Everybody would like to see the Italians resolve the immigration problem for them. And if they don’t, that’s because the Italians are hopeless, and Berlusconi is a buffoon, right? Wrong! I’m really angry because what’s behind all this anti-European stance is nothing but self-interest and parochial politics. President Sarkozy is worrying about getting re-elected in 2012: he is playing to the extreme right, trying to win back votes from Marine Le Pen‘s party (she went to Lampedusa a few weeks ago and has created a storm over the immigrant issue). Ditto for Ms. Merkel who’s just lost regional elections and is in a very precarious position. If they can get votes at the expense of Europe, what do they care?

Oh my Europe, where have you gone?

Okay, today France and Italy have supposedly resolved their “diplomatic disagreement”. Maroni and Guéant have agreed to jointly patrol the waters to stop migrants from Africa. But how France will deal with the temporary permits issued by Italy to immigrants is a bit befuddled in the news. Both countries said they would “deal” with this problem. But how?
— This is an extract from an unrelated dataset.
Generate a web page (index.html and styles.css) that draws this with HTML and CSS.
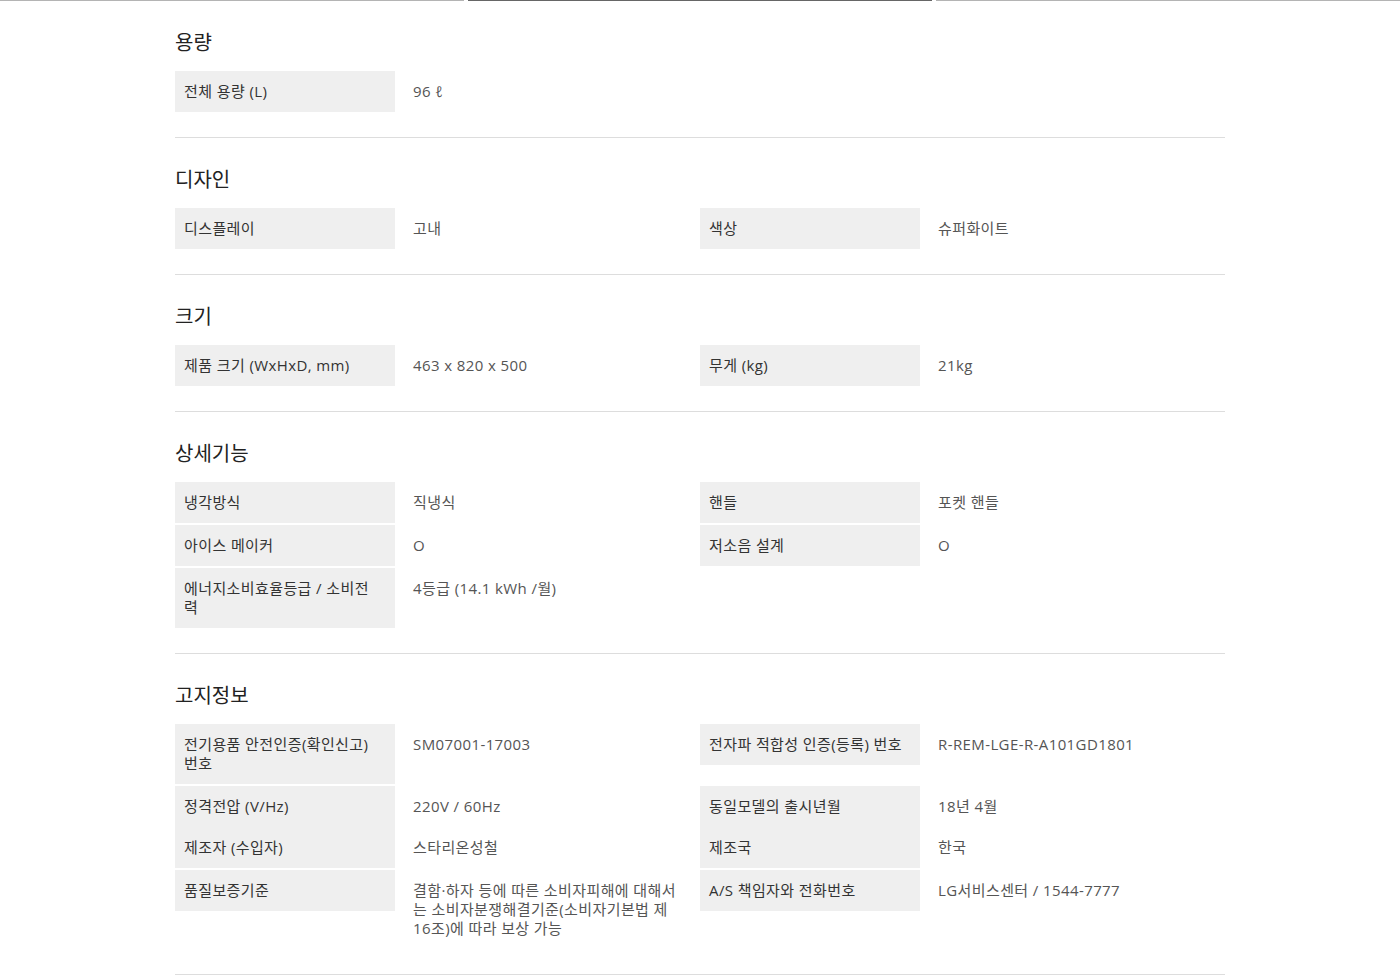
FILE: index.html
```html
<!DOCTYPE html>
<html lang="ko">
<head>
    <meta charset="UTF-8">
    <meta name="viewport" content="width=device-width, initial-scale=1.0">
    <title>제품 스펙</title>
    <link rel="stylesheet" href="styles.css">
</head>
<body>
    <div class="tab-line">
        <span></span>
        <span class="active"></span>
        <span></span>
    </div>
    <div class="container">
        <div class="spec-section">
            <h3>용량</h3>
            <div class="spec-grid">
                <dl class="spec"><dt>전체 용량 (L)</dt><dd>96 ℓ</dd></dl>
            </div>
        </div>

        <div class="spec-section">
            <h3>디자인</h3>
            <div class="spec-grid">
                <dl class="spec"><dt>디스플레이</dt><dd>고내</dd></dl>
                <dl class="spec"><dt>색상</dt><dd>슈퍼화이트</dd></dl>
            </div>
        </div>

        <div class="spec-section">
            <h3>크기</h3>
            <div class="spec-grid">
                <dl class="spec"><dt>제품 크기 (WxHxD, mm)</dt><dd>463 x 820 x 500</dd></dl>
                <dl class="spec"><dt>무게 (kg)</dt><dd>21kg</dd></dl>
            </div>
        </div>

        <div class="spec-section">
            <h3>상세기능</h3>
            <div class="spec-grid">
                <dl class="spec"><dt>냉각방식</dt><dd>직냉식</dd></dl>
                <dl class="spec"><dt>핸들</dt><dd>포켓 핸들</dd></dl>
                <dl class="spec"><dt>아이스 메이커</dt><dd>O</dd></dl>
                <dl class="spec"><dt>저소음 설계</dt><dd>O</dd></dl>
                <dl class="spec"><dt>에너지소비효율등급 / 소비전력</dt><dd>4등급 (14.1 kWh /월)</dd></dl>
            </div>
        </div>

        <div class="spec-section">
            <h3>고지정보</h3>
            <div class="spec-grid">
                <dl class="spec"><dt>전기용품 안전인증(확인신고) 번호</dt><dd>SM07001-17003</dd></dl>
                <dl class="spec"><dt>전자파 적합성 인증(등록) 번호</dt><dd>R-REM-LGE-R-A101GD1801</dd></dl>
                <dl class="spec"><dt>정격전압 (V/Hz)</dt><dd>220V / 60Hz</dd></dl>
                <dl class="spec"><dt>동일모델의 출시년월</dt><dd>18년 4월</dd></dl>
                <dl class="spec joined"><dt>제조자 (수입자)</dt><dd>스타리온성철</dd></dl>
                <dl class="spec joined"><dt>제조국</dt><dd>한국</dd></dl>
                <dl class="spec"><dt>품질보증기준</dt><dd>결함·하자 등에 따른 소비자피해에 대해서는 소비자분쟁해결기준(소비자기본법 제 16조)에 따라 보상 가능</dd></dl>
                <dl class="spec"><dt>A/S 책임자와 전화번호</dt><dd>LG서비스센터 / 1544-7777</dd></dl>
            </div>
        </div>
    </div>
</body>
</html>
```

FILE: styles.css
```css
body {
    margin: 0;
    background: #fff;
    font-family: "Open Sans", "Noto Sans CJK KR", sans-serif;
    color: #333;
}
.tab-line {
    display: flex;
    gap: 4px;
}
.tab-line span {
    flex: 1;
    height: 1px;
    background: #b4b4b4;
}
.tab-line span.active {
    background: #666;
}
.container {
    width: 1050px;
    margin: 0 auto;
}
.spec-section {
    padding: 28px 0 25px;
    border-bottom: 1px solid #ddd;
}
.spec-section h3 {
    margin: 0 0 14px;
    font-size: 20px;
    line-height: 28px;
    font-weight: 400;
    color: #222;
}
.spec-grid {
    display: grid;
    grid-template-columns: 1fr 1fr;
    row-gap: 2px;
    align-items: start;
}
.spec {
    display: grid;
    grid-template-columns: 220px 1fr;
    align-items: start;
    margin: 0;
    font-size: 15px;
    line-height: 19px;
    letter-spacing: 0.4px;
    word-break: break-all;
}
.spec.joined {
    margin-top: -2px;
}
.spec dt {
    background: #efefef;
    padding: 11px 16px 11px 9px;
    color: #333;
}
.spec dd {
    margin: 0;
    padding: 11px 23px 11px 18px;
    color: #555;
}
```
I have a suspicion – and I only hope I’m wrong. Would you believe that what is facing illegal immigrants, rather than liberté, égalité and fraternité,  is  “la mort” – death? If you don’t believe me, look at the French Revolution motto I put up at the top of my post. It very clearly says: “la mort“! All right, I’m kidding: it’s not actual death. But it is the social equivalent: people won’t be allowed to stay on, full stop. And that’s what Sarkozy’s France means – regardless of the stance he has taken on Lybia and the kudos gained for being the first to protect civilian lives in Benghazi with air strikes and the first to recognize the Lybian opposition’s government. In other words, the doors are shut!

And of course, Germany is not far behind. Just watch their anger against Italy unfold and expand!